In Africa though, strong relationships can be observed. Using both the EIU and V-Dem index scores in 2019, nine countries ranked as the top 10 African democracies have a very high, high or medium human development score. (Mauritius is very high, Seychelles, Botswana, South Africa and Tunisia are high, and São Tomé & Príncipe, Ghana and Namibia are medium.)
And except for Madagascar, all countries ranked as the top 10 democracies by at least one of the two indexes are middle-income countries, with Seychelles being a high-income country.
In terms of poverty reduction, less than 3% of Mauritius, Seychelles, Cabo Verde and Tunisia’s populations live on under $1.90 a day. Ghana, Botswana, Namibia and South Africa have a $1.90 poverty rate of 9.7%, 11.8%, 17.1% and 17.2% of their populations respectively.
How then do we explain why some countries ranked as democratic perform very poorly on development indexes? States like Lesotho, Senegal and Madagascar all score low on human development. In fact, in 2019, 73.2% of Madagascar’s population lived on less than $1.90 a day. For Lesotho and Senegal, this is 36.4% and 29.7% respectively.
The difference in the development rate in these countries can be attributed to their level of governance. Democratic states such as Seychelles, Mauritius, Cabo Verde and Botswana have high scores on governance indexes and are also more developed. On the other hand, democratic countries such as Madagascar and Lesotho, which perform poorer on such indexes, have low development.
This suggests that good governance may serve as an intervening factor between democracy and development. Good governance in the form of rule of law and justice, accountability, transparency and anti-corruption, is necessary to drive growth.
Could there be alternative routes to development?

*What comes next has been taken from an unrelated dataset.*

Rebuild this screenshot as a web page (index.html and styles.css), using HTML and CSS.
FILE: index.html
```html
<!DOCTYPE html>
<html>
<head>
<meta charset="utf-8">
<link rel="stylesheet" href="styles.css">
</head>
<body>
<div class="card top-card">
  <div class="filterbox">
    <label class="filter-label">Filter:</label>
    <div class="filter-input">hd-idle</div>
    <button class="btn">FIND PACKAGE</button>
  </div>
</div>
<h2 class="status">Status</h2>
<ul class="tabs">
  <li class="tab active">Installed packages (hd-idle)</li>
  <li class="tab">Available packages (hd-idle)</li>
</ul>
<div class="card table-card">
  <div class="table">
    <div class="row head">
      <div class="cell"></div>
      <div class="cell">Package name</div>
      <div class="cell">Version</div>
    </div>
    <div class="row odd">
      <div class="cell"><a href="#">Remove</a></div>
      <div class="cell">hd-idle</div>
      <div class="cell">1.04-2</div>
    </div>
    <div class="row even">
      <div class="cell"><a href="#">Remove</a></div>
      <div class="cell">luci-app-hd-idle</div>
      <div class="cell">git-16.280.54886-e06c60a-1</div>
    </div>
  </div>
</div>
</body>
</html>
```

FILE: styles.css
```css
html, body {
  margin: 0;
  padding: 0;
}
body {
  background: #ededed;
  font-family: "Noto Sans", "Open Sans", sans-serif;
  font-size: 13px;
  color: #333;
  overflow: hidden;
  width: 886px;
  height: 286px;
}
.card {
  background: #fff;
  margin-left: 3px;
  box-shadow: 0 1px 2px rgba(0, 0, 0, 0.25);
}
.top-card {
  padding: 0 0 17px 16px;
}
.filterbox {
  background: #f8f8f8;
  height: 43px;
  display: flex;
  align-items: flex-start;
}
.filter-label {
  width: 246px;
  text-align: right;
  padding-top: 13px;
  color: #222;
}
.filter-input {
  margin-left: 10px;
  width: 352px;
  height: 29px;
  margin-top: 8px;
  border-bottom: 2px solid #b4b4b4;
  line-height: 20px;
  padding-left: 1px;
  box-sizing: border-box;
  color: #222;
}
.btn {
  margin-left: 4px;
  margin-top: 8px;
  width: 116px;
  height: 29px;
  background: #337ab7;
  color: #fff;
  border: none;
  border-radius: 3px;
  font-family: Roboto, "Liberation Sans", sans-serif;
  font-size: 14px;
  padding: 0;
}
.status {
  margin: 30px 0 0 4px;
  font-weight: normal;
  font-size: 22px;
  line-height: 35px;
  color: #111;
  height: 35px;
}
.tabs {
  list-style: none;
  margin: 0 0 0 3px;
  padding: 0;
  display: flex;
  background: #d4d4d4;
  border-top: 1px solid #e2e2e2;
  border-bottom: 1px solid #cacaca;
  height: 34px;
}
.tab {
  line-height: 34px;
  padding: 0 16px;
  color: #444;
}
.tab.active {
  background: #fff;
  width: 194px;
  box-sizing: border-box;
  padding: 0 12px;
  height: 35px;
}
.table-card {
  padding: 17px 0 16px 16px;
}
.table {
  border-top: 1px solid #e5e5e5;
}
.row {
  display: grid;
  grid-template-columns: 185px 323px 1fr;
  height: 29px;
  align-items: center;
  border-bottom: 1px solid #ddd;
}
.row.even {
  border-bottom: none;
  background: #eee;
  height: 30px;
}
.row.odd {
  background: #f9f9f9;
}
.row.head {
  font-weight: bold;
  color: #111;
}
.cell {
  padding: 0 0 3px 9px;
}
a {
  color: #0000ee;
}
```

Does autocracy yield the desired results? Comparing the 10 worst African democracies using the above indexes reveals an interesting relationship between authoritarian regimes and levels of development.
Most at the bottom of the democratic indexes are low-income countries (Guinea-Bissau, Eritrea, Burundi, Chad, CAR, Democratic Republic of the Congo (DRC), Somalia, Congo and South Sudan). And they have low human development (Djibouti, Sudan, Guinea-Bissau, Eritrea, Burundi, Chad, CAR, DRC, Somalia and South Sudan).

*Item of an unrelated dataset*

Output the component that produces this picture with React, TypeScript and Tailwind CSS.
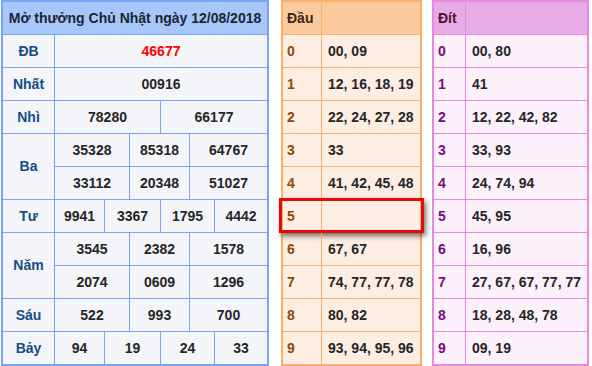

Indeed, states such as Somalia, Burundi, CAR, DRC, Guinea-Bissau, Chad and South Sudan — which are at the bottom of democracy indexes — are also at the bottom of governance and development indexes. Over 70% of people in South Sudan, the DRC, CAR and Burundi live below the poverty line of $1.90 a day.
Likewise, Guinea-Bissau, Congo, Somalia and Chad have a high poverty rate. In addition to their poor governance, another common feature is years of political instability. So authoritarian regimes coupled with instability, poor leadership and weak governance produce the worst outcomes for development.

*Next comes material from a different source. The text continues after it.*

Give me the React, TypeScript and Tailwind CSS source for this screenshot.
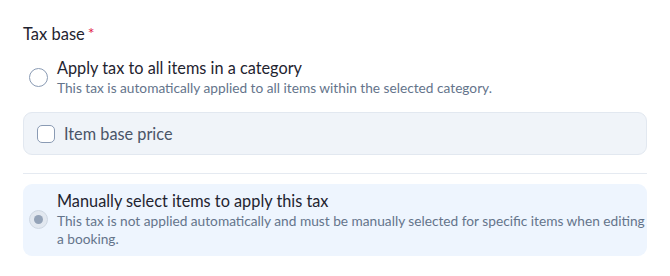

There are a few exceptions in which authoritarian regimes appear to perform better on development indexes. Countries like Libya, Equatorial Guinea and Algeria, which are highly undemocratic, have performed better on development. They are middle-income and have high human development indexes and poverty rates of less than 2%.
So irrespective of the regime type, good governance promotes development. Visionary leadership and strong institutions are Africa’s surest pathway to achieving sustainable development. This means that democratic states should focus not just on elections, but on achieving good governance. DM
Enoch Randy Aikins, Researcher, African Futures and Innovation, Institute for Security Studies (ISS) Pretoria.